One Sunday I found myself in a California city for a stake conference. My name and picture had been in the local newspaper. The phone rang at the stake center as the stake president and I entered the building that morning. The call was for me, and the caller identified himself. He wanted to see me. I excused myself from the meeting I was to have held early that morning and asked the stake president to carry on with it. I had something more important to do.

He came, this friend of mine, timidly and somewhat fearfully. He had been away for a long time. We embraced as brothers long separated. At first the conversation was awkward, but it soon warmed as we discussed together days spent in England many years ago. There were tears in the eyes of this strong man as he spoke of the Church of which he had once been so effective a part, and then told of the long, empty years that had followed.

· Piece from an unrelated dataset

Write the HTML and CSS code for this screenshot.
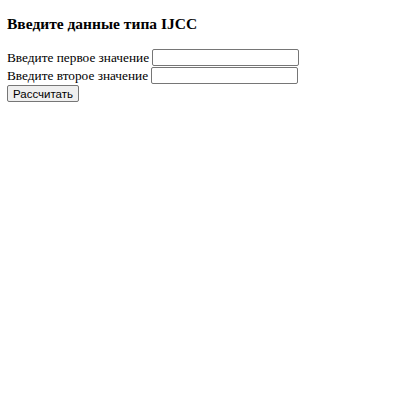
FILE: index.html
```html
<!DOCTYPE html>
<html>
<head>
<meta charset="utf-8">
<link rel="stylesheet" href="styles.css">
</head>
<body>
<h3 class="title">Введите данные типа IJCC</h3>
<form class="form">
<div class="row"><span class="label">Введите первое значение</span> <input class="field" type="text"></div>
<div class="row"><span class="label">Введите второе значение</span> <input class="field" type="text"></div>
<div class="row"><button class="btn" type="button">Рассчитать</button></div>
</form>
</body>
</html>
```
FILE: styles.css
```css
body {
  margin: 7px;
  font-family: "Liberation Serif", serif;
  font-size: 13.3px;
  color: #000;
  background: #fff;
}
.title {
  font-size: 15.5px;
  font-weight: bold;
  margin: 8px 0 15px;
  line-height: 18px;
}
.form {
  margin: 0;
}
.row {
  line-height: 17px;
  height: 18px;
}
.label {
  vertical-align: middle;
}
.field {
  box-sizing: border-box;
  width: 147px;
  height: 17px;
  border: 1px solid #767676;
  border-radius: 2px;
  padding: 0 2px;
  margin: 0;
  vertical-align: middle;
}
.btn {
  box-sizing: border-box;
  font-family: "Liberation Sans", Arial, sans-serif;
  font-size: 11.5px;
  height: 17px;
  padding: 0 5px;
  border: 1px solid #767676;
  border-radius: 2px;
  background: #efefef;
  margin: 0;
  vertical-align: middle;
}
```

He dwelt upon them as a man speaks of nightmares. When he had described those wasted years, we talked of his returning. He thought it would be difficult, that it would be embarrassing, but he agreed to try.

I had a letter from him not long ago. He said, “I’m back. I’m back, and how wonderful it feels to be home again.”

And so to you, my friends, who, like him, long to return but are reluctant to take the first step, try. Let us meet you where you now stand, and take you by the hand and help you. I promise you it will feel good to be home again.

I bear you my witness that this is the work of the Lord. It is the kingdom of God in the earth. It bears the name of the Only Begotten of the Father. Here you will find happiness, and strength, and a reassuring peace you have not known for a long while, the peace that passeth all understanding. God bless you to try, I pray, in the name of Jesus Christ. Amen.